The Cambodians did not keep their word.

Ignoring demands by the captors to withdraw the army from the area as a precondition in the hostage release, the Cambodian government intensified its military offensive.

Mr Wilson, Frenchman Jean-Michel Braquet and Englishman Mark Slater were murdered and buried in shallow graves in September that year.

Alastair Gaisford, an Australian diplomat who worked on the case while stationed in Cambodia, said that despite maintaining a no-ransom policy and discouraging a private ransom by the Wilson family and businessman Ron Walker, the Australian government knew the "dysfunctional, corrupt" Cambodian government would be paying a ransom.

He said ambassadors were shown a case of $US150,000 cash and release of the hostages was scheduled to take place on August 20 but the plan was derailed.

"(Deputy prime minister) Hun Sen wanted to stop the release so (prime minister) Ranariddh wouldn't get the credit for it, so on the morning of the 20th, he bombarded the camp," said Mr Gaisford.

Hun Sen mounted a coup against Mr Ranariddh years later.

Mr Wilson's father Peter has also maintained that the government botched negotiations to secure his son's release, naively placing its trust in the Cambodians.

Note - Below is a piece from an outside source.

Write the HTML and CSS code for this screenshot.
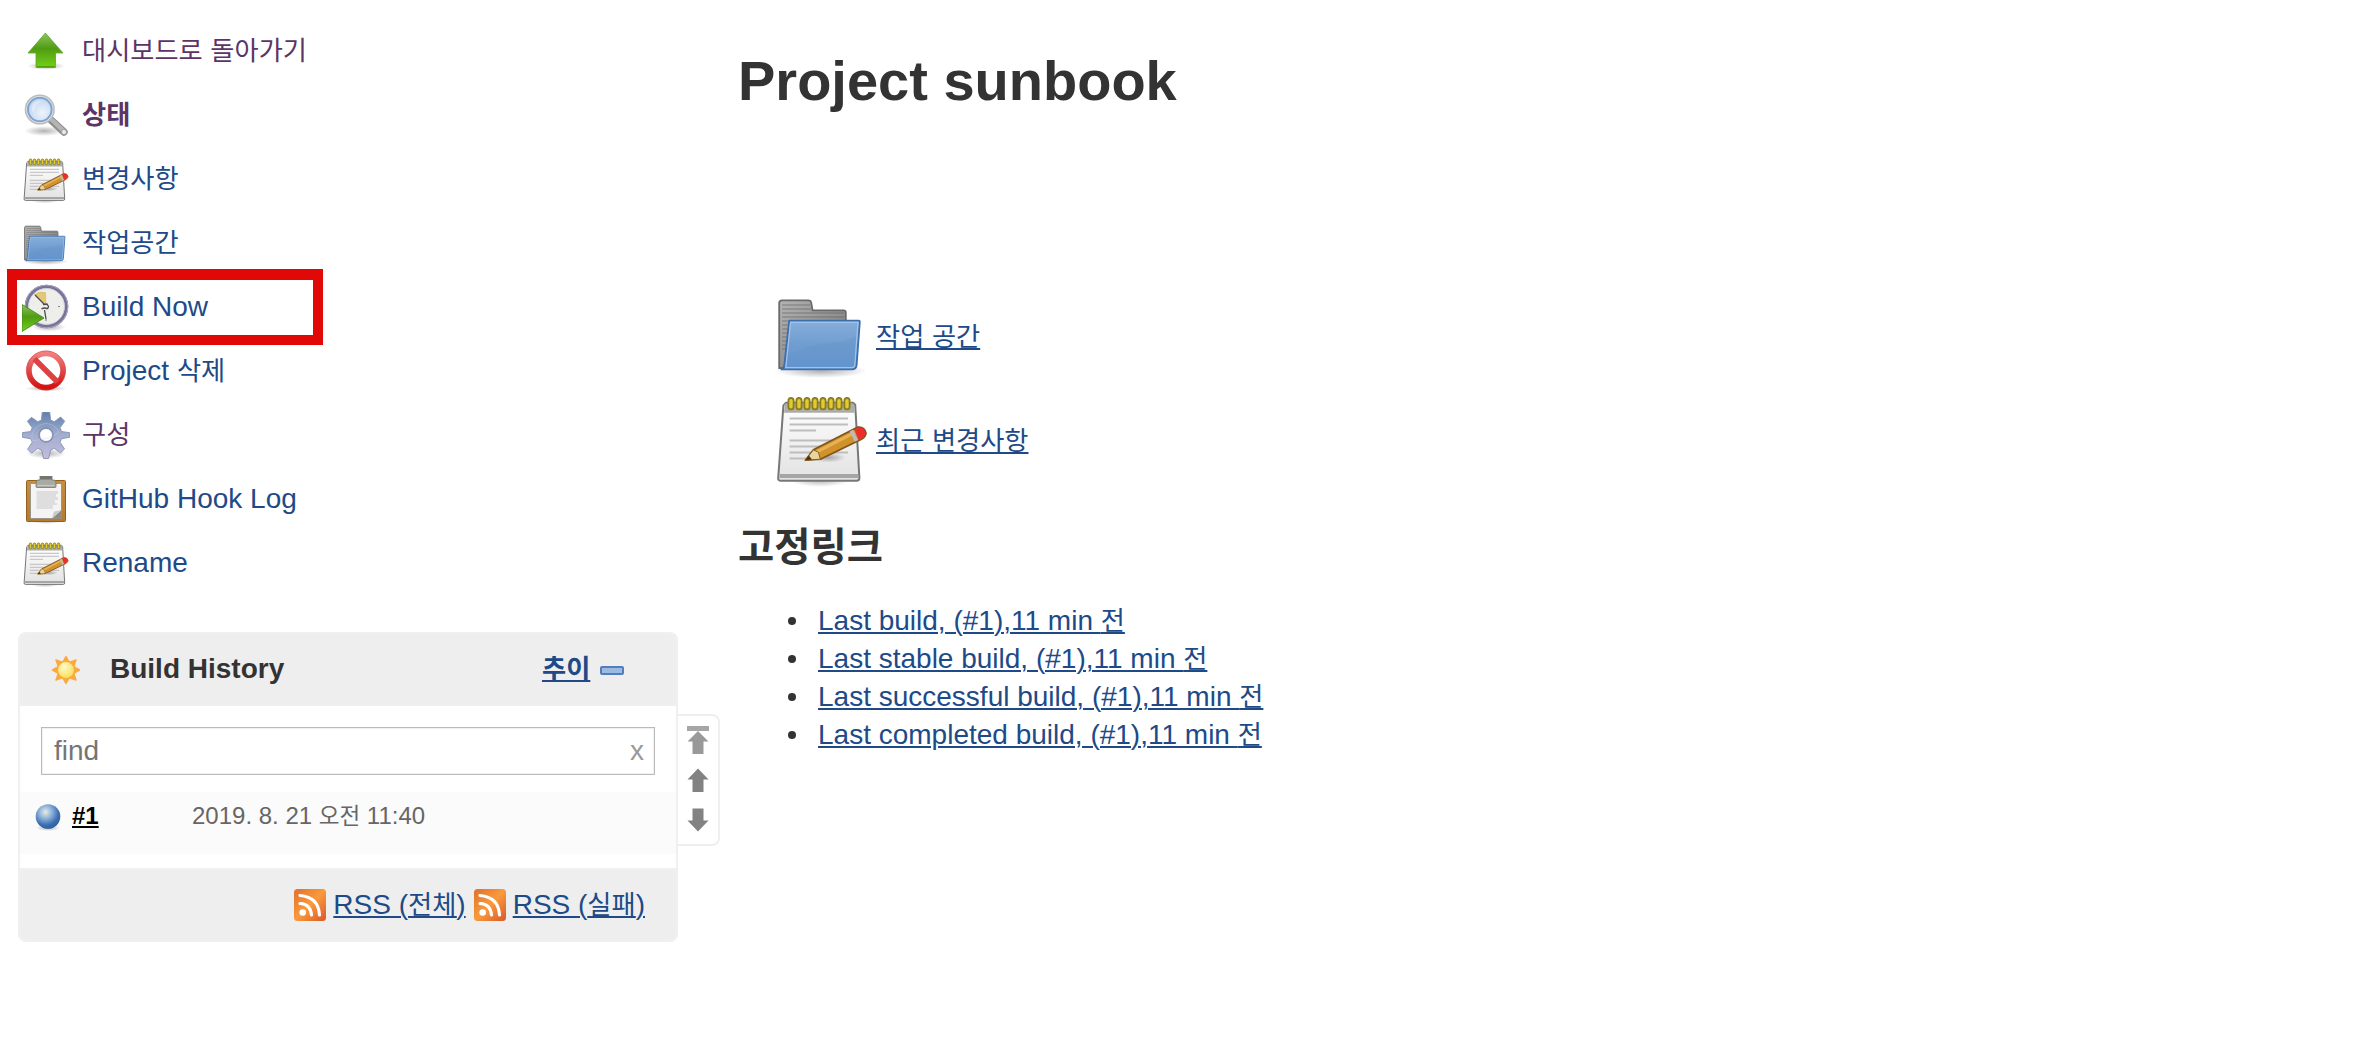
FILE: index.html
```html
<!DOCTYPE html>
<html lang="ko">
<head>
<meta charset="utf-8">
<title>sunbook [Jenkins]</title>
<link rel="stylesheet" href="styles.css">
</head>
<body>
<svg class="defs" aria-hidden="true">
  <defs>
    <linearGradient id="green" x1="0" y1="0" x2="0" y2="1"><stop offset="0" stop-color="#8fc45f"/><stop offset=".45" stop-color="#4f9c13"/><stop offset="1" stop-color="#72d216"/></linearGradient>
    <linearGradient id="blue" x1="0" y1="0" x2="0" y2="1"><stop offset="0" stop-color="#86aedb"/><stop offset=".5" stop-color="#709dd0"/><stop offset="1" stop-color="#6496cf"/></linearGradient>
    <linearGradient id="grey" x1="0" y1="0" x2="1" y2="1"><stop offset="0" stop-color="#b4b4b4"/><stop offset="1" stop-color="#737373"/></linearGradient>
    <linearGradient id="paper" x1="0" y1="0" x2="0" y2="1"><stop offset="0" stop-color="#ffffff"/><stop offset="1" stop-color="#e2e2e2"/></linearGradient>
    <linearGradient id="red" x1="0" y1="0" x2="0" y2="1"><stop offset="0" stop-color="#f08080"/><stop offset=".5" stop-color="#e04848"/><stop offset="1" stop-color="#d31212"/></linearGradient>
    <linearGradient id="gearfill" x1="0" y1="0" x2="0" y2="1"><stop offset="0" stop-color="#5f7fab"/><stop offset=".5" stop-color="#a3afd0"/><stop offset="1" stop-color="#c4bbdc"/></linearGradient>
    <linearGradient id="wood" x1="0" y1="0" x2="0" y2="1"><stop offset="0" stop-color="#c88f40"/><stop offset="1" stop-color="#b57a2c"/></linearGradient>
    <linearGradient id="rssfill" x1="0" y1="0" x2="1" y2="1"><stop offset="0" stop-color="#e0702e"/><stop offset=".5" stop-color="#f99a3c"/><stop offset="1" stop-color="#d9572a"/></linearGradient>
    <radialGradient id="lens" cx=".6" cy=".65" r=".7"><stop offset="0" stop-color="#eef4fc"/><stop offset="1" stop-color="#bcd3ee"/></radialGradient>
    <radialGradient id="ball" cx=".4" cy=".32" r=".7"><stop offset="0" stop-color="#e6eddf"/><stop offset=".35" stop-color="#94b6dc"/><stop offset=".75" stop-color="#3b70b3"/><stop offset="1" stop-color="#2f5d9a"/></radialGradient>
    <radialGradient id="sunfill" cx=".4" cy=".35" r=".7"><stop offset="0" stop-color="#fffbc8"/><stop offset="1" stop-color="#f8dc4c"/></radialGradient>
    <radialGradient id="shade"><stop offset="0" stop-color="#000" stop-opacity=".3"/><stop offset="1" stop-color="#000" stop-opacity="0"/></radialGradient>
  </defs>

  <symbol id="up" viewBox="0 0 48 48">
    <ellipse cx="24" cy="38" rx="19" ry="4" fill="url(#shade)"/>
    <path d="M23.400 5 41 25H33.500V39.500H14V25H6Z" fill="url(#green)" stroke="#5fa52c" stroke-width=".8" stroke-linejoin="round"/>
    <path d="M15 38.700H32.500" stroke="#4e9a06" stroke-width="1.200"/>
  </symbol>

  <symbol id="search" viewBox="0 0 48 48">
    <ellipse cx="22" cy="39" rx="20" ry="5" fill="url(#shade)"/>
    <path d="M29 28 42 40" stroke="#8e8e8e" stroke-width="7.400" stroke-linecap="round"/>
    <path d="M30 28 41.500 39" stroke="#b5b5b5" stroke-width="4.400" stroke-linecap="round"/>
    <circle cx="42" cy="40" r="2.500" fill="#ededed" stroke="#999" stroke-width=".8"/>
    <circle cx="17.800" cy="17.500" r="14.300" fill="#e9e9e9" stroke="#bcbcbc" stroke-width="1.600"/>
    <circle cx="17.800" cy="17.500" r="11.800" fill="url(#lens)" stroke="#7da3d4" stroke-width="2"/>
    <path d="M9.500 17C9.500 11 14.500 8 19.500 9.500 13.500 12 12.500 15 12 22Z" fill="#fff" opacity=".35"/>
  </symbol>

  <symbol id="notepad" viewBox="0 0 48 48">
    <ellipse cx="23" cy="44" rx="15" ry="3.500" fill="url(#shade)"/>
    <path d="M6 5.400H39.500L40.600 6.400 42.700 43Q42.700 44.400 41.300 44.400H3.500Q2 44.400 2.100 43L4.700 6.700Z" fill="url(#paper)" stroke="#777" stroke-width="1"/>
    <path d="M5.400 5.900H40L40.300 10.400H5Z" fill="#adada8"/>
    <path d="M2.900 41H42V43H2.800Z" fill="#a5a5a5"/>
    <g stroke="#bdbdbd" stroke-width="1"><path d="M7.800 13.300H37M7.800 16.300H37M7.800 19.300H21M7.800 24.300H37M7.800 27.300H32M7.800 30.300H37M7.800 33.300H24"/></g>
    <g fill="#dfcc35" stroke="#8d7c17" stroke-width=".9"><rect x="7.200" y="3" width="2.600" height="5.700" rx="1.300"/><rect x="11.200" y="3" width="2.600" height="5.700" rx="1.300"/><rect x="15.200" y="3" width="2.600" height="5.700" rx="1.300"/><rect x="19.200" y="3" width="2.600" height="5.700" rx="1.300"/><rect x="23.200" y="3" width="2.600" height="5.700" rx="1.300"/><rect x="27.200" y="3" width="2.600" height="5.700" rx="1.300"/><rect x="31.200" y="3" width="2.600" height="5.700" rx="1.300"/><rect x="35.200" y="3" width="2.600" height="5.700" rx="1.300"/></g>
    <ellipse cx="27" cy="32.800" rx="9" ry="2.500" fill="url(#shade)"/>
    <g transform="translate(-.8 -.9)">
      <path d="M16.500 35 20.500 29.800 42.500 18.500Q46 18 46.800 21.500 46.500 23.500 44.500 24.500L24 34.500Z" fill="#d1922c" stroke="#80541a" stroke-width=".9" stroke-linejoin="round"/>
      <path d="M22 31 41 21.200" stroke="#e8b254" stroke-width="1.600"/>
      <path d="M16.500 35 20.500 29.800 23 31 24 34.500Z" fill="#ead59c" stroke="#8b5d1c" stroke-width=".5"/>
      <path d="M16.500 35 18.200 32.600 19.800 34.600Z" fill="#4b3210"/>
      <path d="M39.500 20.200 42 25.400" stroke="#bcbcbc" stroke-width="1.800"/>
      <path d="M41 19.500 43.300 18.700Q46 18.600 46.500 21.500 46.300 23.200 43 24.800Z" fill="#ee2c2c"/>
    </g>
  </symbol>

  <symbol id="folder" viewBox="0 0 48 48">
    <ellipse cx="23.500" cy="41.500" rx="23" ry="3.500" fill="url(#shade)"/>
    <path d="M2.600 40V7.500Q2.600 6.200 4 6.200H17.200Q18.400 6.200 18.600 7.300L19.300 11.200H34.800Q35.900 11.200 35.900 12.200V20L35 40H4Z" fill="url(#grey)" stroke="#6a6a6a" stroke-width=".9"/>
    <path d="M4 8.500H18M4 10.500H18.500M4 12.500H35M4 14.500H35M4 16.500H7M4 18.500H7M4 20.500H7M4 22.500H7M4 24.500H7M4 26.500H6M4 28.500H6M4 30.500H6" stroke="#5c5c5c" stroke-width=".5" opacity=".6"/>
    <path d="M7.600 16.300H42.400Q43 16.300 42.900 17L41.300 38.700Q41 40.700 39 40.700H3.700Q5 40.200 5.200 38.300Z" fill="url(#blue)" stroke="#3b6fae" stroke-width=".9" stroke-linejoin="round"/>
    <path d="M8.300 17.200H42L40.400 38.600Q40.100 39.800 39 39.800H5.900Z" fill="none" stroke="#a5c3e6" stroke-width=".6"/>
    <path d="M7 33C17 30 20 28 28 27.500 34 27 38 26 41 24L40 38Q40 39.500 38 39.500H6.500Z" fill="#5a8dca" opacity=".22"/>
  </symbol>

  <symbol id="clock" viewBox="0 0 48 48">
    <ellipse cx="27" cy="43" rx="17" ry="4.500" fill="url(#shade)"/>
    <circle cx="24.500" cy="22.500" r="20" fill="#eeeeea" stroke="#77739a" stroke-width="3.600"/>
    <circle cx="24.500" cy="22.500" r="21.300" fill="none" stroke="#a9a7bd" stroke-width="1"/>
    <circle cx="24.500" cy="22.500" r="17.900" fill="none" stroke="#cfcfd4" stroke-width=".8"/>
    <path d="M12.500 10.500Q18 7 23.500 8.500L24 21.500Z" fill="#e3c976" stroke="#cfb055" stroke-width=".5"/>
    <path d="M13 11 22 20M21 20.500l4-.5 1.500 2.500-1 2.500M25.500 25q-3-2-6 0M22.500 26l1.500 9" fill="none" stroke="#4a4a4a" stroke-width="1.300"/>
    <path d="M36 22.500h2M24 35v2" stroke="#888" stroke-width="1.200"/>
    <path d="M0 20.500V47.500L22 34Z" fill="url(#green)" stroke="#4a8c1c" stroke-width=".9"/>
  </symbol>

  <symbol id="stop" viewBox="0 0 48 48">
    <ellipse cx="24" cy="40.500" rx="21" ry="3" fill="url(#shade)"/>
    <circle cx="24" cy="22.500" r="17" fill="#fff" stroke="url(#red)" stroke-width="5.500"/>
    <path d="M12.500 11 35.500 34" stroke="#dd4242" stroke-width="5.500"/>
    <circle cx="24" cy="22.500" r="19.600" fill="none" stroke="#d44" stroke-width=".6"/>
  </symbol>

  <symbol id="gear" viewBox="0 0 48 48">
    <ellipse cx="24" cy="41.500" rx="20" ry="5" fill="url(#shade)"/>
    <path fill-rule="evenodd" d="M20.300 0H27.700L28.700 8.200 32.300 9.700 38.600 5 42.700 9.200 38 15.800 39.500 19.500 47.700 20.700V25.300L39.500 26.700 38 30.300 42.500 36.800 38.500 41 32.300 36.300 28.700 38 26.600 46.500H21.600L19.500 38 15.700 36.300 9.600 41.200 5.600 37.200 10.200 30.300 8.600 26.700.3 25.300V20.700L8.600 19.500 10.200 15.800 5.400 9.300 9.400 5.300 15.700 9.700 19.400 8.200ZM24 16.500A6.500 6.500 0 1 0 24 29.500 6.500 6.500 0 1 0 24 16.500Z" fill="url(#gearfill)" stroke="#8392b4" stroke-width=".9" stroke-linejoin="round"/>
    <path d="M10 22Q14 12 24 11.500 33 12 37 20 30 27 10 29Z" fill="none" stroke="#c7d0e4" stroke-width=".7" opacity=".6"/>
    <circle cx="24" cy="23" r="7.200" fill="none" stroke="#8089ac" stroke-width="1"/>
  </symbol>

  <symbol id="clipboard" viewBox="0 0 48 48">
    <ellipse cx="24" cy="45" rx="17" ry="3" fill="url(#shade)"/>
    <rect x="4.500" y="4.500" width="39" height="41" rx="1" fill="url(#wood)" stroke="#93601e" stroke-width="1"/>
    <path d="M8.500 7.500H39.500V42.500H8.500Z" fill="#f4f4f4" stroke="#858585" stroke-width=".7"/>
    <path d="M14.500 15H36V18H34V21H36V24H33V27H35V29H31V33H14.500Z" fill="#dedede"/>
    <path d="M30 42.500 39.500 34V42.500Z" fill="#8c8c80"/>
    <path d="M30 42.500 32 35.500 39.500 34Z" fill="#c9c9c9"/>
    <path d="M18 0H30V4H32Q34 4 34 7V10.500Q34 11.500 33 11.500H15Q14 11.500 14 10.500V7Q14 4 16 4H18Z" fill="#a8aaa3" stroke="#73756d" stroke-width=".8"/>
    <path d="M18 0H30V3.500H18Z" fill="#74766d"/>
    <path d="M15.500 9.500H32.500" stroke="#c7c9c2" stroke-width="1.200"/>
  </symbol>

  <symbol id="sun" viewBox="0 0 30 30">
    <path d="M15 1.500 17.500 6 12.500 6ZM15 28.500 17.500 24 12.500 24ZM1.500 15 6 12.500 6 17.500ZM28.500 15 24 12.500 24 17.500ZM5 5 10.500 7 7 10.500ZM25 5 23 10.500 19.500 7ZM5 25 7 19.500 10.500 23ZM25 25 19.500 23 23 19.500Z" fill="#fba940" stroke="#fba940" stroke-width="1.500" stroke-linejoin="round"/>
    <circle cx="15" cy="15" r="8.800" fill="url(#sunfill)" stroke="#fbac3e" stroke-width="1.800"/>
  </symbol>

  <symbol id="orb" viewBox="0 0 28 28">
    <ellipse cx="14" cy="25" rx="12" ry="3" fill="url(#shade)"/>
    <circle cx="14" cy="13.500" r="12.300" fill="url(#ball)"/>
  </symbol>

  <symbol id="rss" viewBox="0 0 32 32">
    <rect width="32" height="32" rx="3.500" fill="url(#rssfill)"/>
    <circle cx="8.700" cy="23.500" r="3.300" fill="#fff"/>
    <path d="M6 14.500Q16.500 15 17.500 26M6 6.500Q24.500 8 25.500 26" fill="none" stroke="#fff" stroke-width="3.200" stroke-linecap="round"/>
  </symbol>
</svg>

<div class="page">
  <aside class="side">
    <nav class="tasks">
      <a class="task visited" href="#"><svg class="icon"><use href="#up"/></svg><span class="label"><span class="ko">대시보드로 돌아가기</span></span></a>
      <a class="task visited current" href="#"><svg class="icon"><use href="#search"/></svg><span class="label"><span class="ko">상태</span></span></a>
      <a class="task" href="#"><svg class="icon"><use href="#notepad"/></svg><span class="label"><span class="ko">변경사항</span></span></a>
      <a class="task" href="#"><svg class="icon"><use href="#folder"/></svg><span class="label"><span class="ko">작업공간</span></span></a>
      <a class="task marked" href="#"><svg class="icon"><use href="#clock"/></svg><span class="label">Build Now</span></a>
      <a class="task" href="#"><svg class="icon"><use href="#stop"/></svg><span class="label">Project <span class="ko">삭제</span></span></a>
      <a class="task visited" href="#"><svg class="icon"><use href="#gear"/></svg><span class="label"><span class="ko">구성</span></span></a>
      <a class="task" href="#"><svg class="icon"><use href="#clipboard"/></svg><span class="label">GitHub Hook Log</span></a>
      <a class="task" href="#"><svg class="icon"><use href="#notepad"/></svg><span class="label">Rename</span></a>
    </nav>

    <div class="history">
      <section class="panel">
        <header class="panel-head">
          <svg class="sun"><use href="#sun"/></svg>
          <h2 class="panel-title">Build History</h2>
          <a class="trend" href="#"><span class="ko">추이</span></a>
          <span class="collapse"></span>
        </header>
        <div class="find"><span>find</span><span class="clear">x</span></div>
        <div class="build">
          <svg class="orb"><use href="#orb"/></svg>
          <a class="number" href="#">#1</a>
          <span class="date">2019. 8. 21 <span class="ko">오전</span> 11:40</span>
        </div>
        <footer class="panel-foot">
          <svg class="rss"><use href="#rss"/></svg><a class="feed" href="#">RSS (<span class="ko">전체</span>)</a>
          <svg class="rss"><use href="#rss"/></svg><a class="feed" href="#">RSS (<span class="ko">실패</span>)</a>
        </footer>
      </section>
      <div class="pager">
        <svg width="24" height="30" viewBox="0 0 24 30"><path d="M1 1H23V6H1Z" fill="#a6a6a6"/><path d="M12 6 22.500 16.500H17.500V29H6.500V16.500H1.500Z" fill="#999"/></svg>
        <svg width="24" height="24" viewBox="0 0 24 24"><path d="M12 .5 22.500 11.500H17.500V24H6.500V11.500H1.500Z" fill="#828282"/></svg>
        <svg width="24" height="24" viewBox="0 0 24 24"><path d="M12 23.500 22.500 12.500H17.500V.5H6.500V12.500H1.500Z" fill="#828282"/></svg>
      </div>
    </div>
  </aside>

  <main class="main">
    <h1 class="title">Project sunbook</h1>
    <div class="shortcuts">
      <div class="shortcut"><svg class="big"><use href="#folder"/></svg><a href="#"><span class="ko">작업 공간</span></a></div>
      <div class="shortcut"><svg class="big"><use href="#notepad"/></svg><a href="#"><span class="ko">최근 변경사항</span></a></div>
    </div>
    <h2 class="subtitle"><span class="ko">고정링크</span></h2>
    <ul class="permalinks">
      <li><a href="#">Last build, (#1),11 min <span class="ko">전</span></a></li>
      <li><a href="#">Last stable build, (#1),11 min <span class="ko">전</span></a></li>
      <li><a href="#">Last successful build, (#1),11 min <span class="ko">전</span></a></li>
      <li><a href="#">Last completed build, (#1),11 min <span class="ko">전</span></a></li>
    </ul>
  </main>
</div>
</body>
</html>
```
FILE: styles.css
```css
*, *::before, *::after { box-sizing: border-box; }

body {
  margin: 0;
  background: #fff;
  color: #333;
  font: 28px/38px "Liberation Sans", "Noto Sans CJK KR", sans-serif;
}

a { color: #204a87; text-decoration-thickness: 2px; text-underline-offset: 2px; }
h1, h2, ul { margin: 0; padding: 0; }
svg { display: block; flex: none; }

.defs { position: absolute; width: 0; height: 0; }

/* Hangul is set slightly smaller than the Latin text beside it */
.ko { font-size: .938em; line-height: 1; word-spacing: .3px; }

.page { display: flex; }
.side { width: 738px; padding-top: 20px; flex: none; }

/* Task list */
.tasks { display: flex; flex-direction: column; align-items: flex-start; padding-left: 22px; }
.task { display: flex; align-items: center; gap: 12px; height: 64px; text-decoration: none; white-space: nowrap; }
.task.visited { color: #5c3566; }
.task.current { font-weight: bold; }
.icon { width: 48px; height: 48px; }
.label { padding-bottom: 3px; }

.marked { position: relative; }
.marked::after {
  content: "";
  position: absolute;
  left: -15px;
  top: -7px;
  width: 316px;
  height: 76px;
  border: 10px solid #e10808;
  border-top-width: 11px;
}

/* Build history */
.history { display: flex; align-items: flex-start; padding: 36px 0 0 18px; }
.panel { width: 660px; border: 2px solid #f0f0f0; border-radius: 8px; overflow: hidden; }
.panel-head {
  display: flex;
  align-items: center;
  height: 72px;
  padding-left: 31px;
  background: #eee;
  border-bottom: 2px solid #f0f0f0;
}
.sun { width: 30px; height: 30px; margin-top: 2px; }
.panel-title { margin-left: 29px; font-size: 28px; line-height: 38px; width: 432px; padding-bottom: 1px; }
.trend { font-weight: bold; padding-bottom: 1px; }
.collapse {
  width: 24px;
  height: 9px;
  margin: 2px 0 0 10px;
  border: 2px solid #4f7fbd;
  border-radius: 2px;
  background: #9dbbe0;
}
.find {
  display: flex;
  justify-content: space-between;
  height: 48px;
  margin: 21px 21px 17px;
  padding: 4px 10px 0 12px;
  border: 1px solid #bbb;
  box-shadow: inset 0 0 0 1px #f0f0f0;
  color: #757575;
}
.clear { color: #999; }
.build { display: flex; height: 62px; margin-bottom: 14px; padding-left: 14px; background: #fbfbfb; font-size: 24px; line-height: 48px; }
.orb { width: 28px; height: 28px; margin: 11px 10px 0 0; }
.number { width: 120px; color: #000; font-weight: bold; }
.date { color: #666; }
.panel-foot {
  display: flex;
  align-items: center;
  justify-content: flex-end;
  height: 72px;
  padding-right: 31px;
  background: #eee;
  border-top: 2px solid #f0f0f0;
}
.rss { width: 32px; height: 32px; margin-right: 7px; }
.feed { padding-bottom: 1px; }
.feed + .rss { margin-left: 8px; }

.pager {
  display: flex;
  flex-direction: column;
  align-items: center;
  width: 42px;
  height: 132px;
  margin-top: 82px;
  padding-top: 9px;
  gap: 13px;
  border: 2px solid #efefef;
  border-left: 0;
  border-radius: 0 8px 8px 0;
}
.pager svg + svg + svg { margin-top: 3px; }

/* Project page */
.main { padding-top: 49px; }
.title { font-size: 56px; line-height: 64px; }
.shortcuts { display: flex; flex-direction: column; gap: 8px; padding: 175px 0 0 36px; }
.shortcut { display: flex; align-items: center; gap: 6px; }
.shortcut a { padding-top: 2px; }
.big { width: 96px; height: 96px; }
.subtitle { margin-top: 35px; font-size: 42px; line-height: 48px; }
.permalinks { margin-top: 31px; padding-left: 50px; list-style: none; }
.permalinks li { display: flex; align-items: center; gap: 22px; height: 38px; }
.permalinks li::before { content: ""; width: 8px; height: 8px; border-radius: 50%; background: #333; }
```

He criticised the government's position on ransoms and its failure to facilitate his private payment of a ransom.

A Victorian coroner on Wednesday dismissed criticisms about the way the Australian government handled negotiations for Mr Wilson's release, following a 14-year inquest into his death.

Deputy State Coroner Iain West found the government did all it could under "exceptionally difficult circumstances" and said its practice of not paying ransoms was "sound".

"Mr Wilson was being held in a foreign country that was embroiled in a complex civil war, with shifting alliances and unstable social, economic and political dynamics," Mr West said.

"In these circumstances, it was appropriate that the responsibility for conducting negotiations with the rebel group remain an internal matter for Cambodia."

Mr Evans said vindication of his actions did nothing to relieve his personal distress over Mr Wilson's murder which was his "most harrowing experience" in 13 years of government.

A spokesman for Foreign Minister Bob Carr said he welcomed the finding that Australia had pursued every reasonable option in trying to save Mr Wilson.

But the criticisms levelled against the government in its handling of Mr Wilson's case have surfaced in similar cases and echo those made 15 years later following the kidnapping of Australian photojournalist Nigel Brennan.

Mr Brennan was kidnapped in Somalia in August 2008.
His story made headlines after his desperate mother, Heather, unexpectedly confronted then prime minister Kevin Rudd during a tour of Bundaberg.

Mr Brennan was released 462 days later, after his family, frustrated by the Australian government's lack of action, hired a private company to negotiate their son's release.

With help from family, friends and the community including entrepreneur Dick Smith and former Greens leader Bob Brown, the family raised a substantial ransom and secured the release of Mr Brennan and Canadian journalist Amanda Lindhout.

In a scathing submission to a Senate committee inquiry into the government's response to kidnapped citizens last year, Mr Brennan said the government adopted a "hopelessly fatal" do-nothing policy that would have ensured his death.

He said the no-ransom policy was contradicted at times, with federal police telling his family to liquidate assets for a ransom.

He said his family were ignored, were not informed of alternative options, such as hiring a private firm, and were laughed at by government staff when they asked for help transferring the ransom money.

Mr Brennan labelled then foreign minister Stephen Smith "tardy, dissembling and eventually blatantly dishonest", alleging he lied to his family about a tactic employed whereby his captors were ignored for nine weeks.

During that time, the frustrated captors put a gun to Mr Brennan's head forcing him to call his family for a final plea.

His calls went unanswered by federal police who had, without his knowledge, taken control of the family phone for 24/7 monitoring - an ordeal he described as "devastating, terrifying and bewildering".

The Senate committee last year recommended the government inform hostage victims of the option of hiring private kidnap consultants to negotiate ransoms.

This, Mr Brennan believes, is the only reason he made it out alive.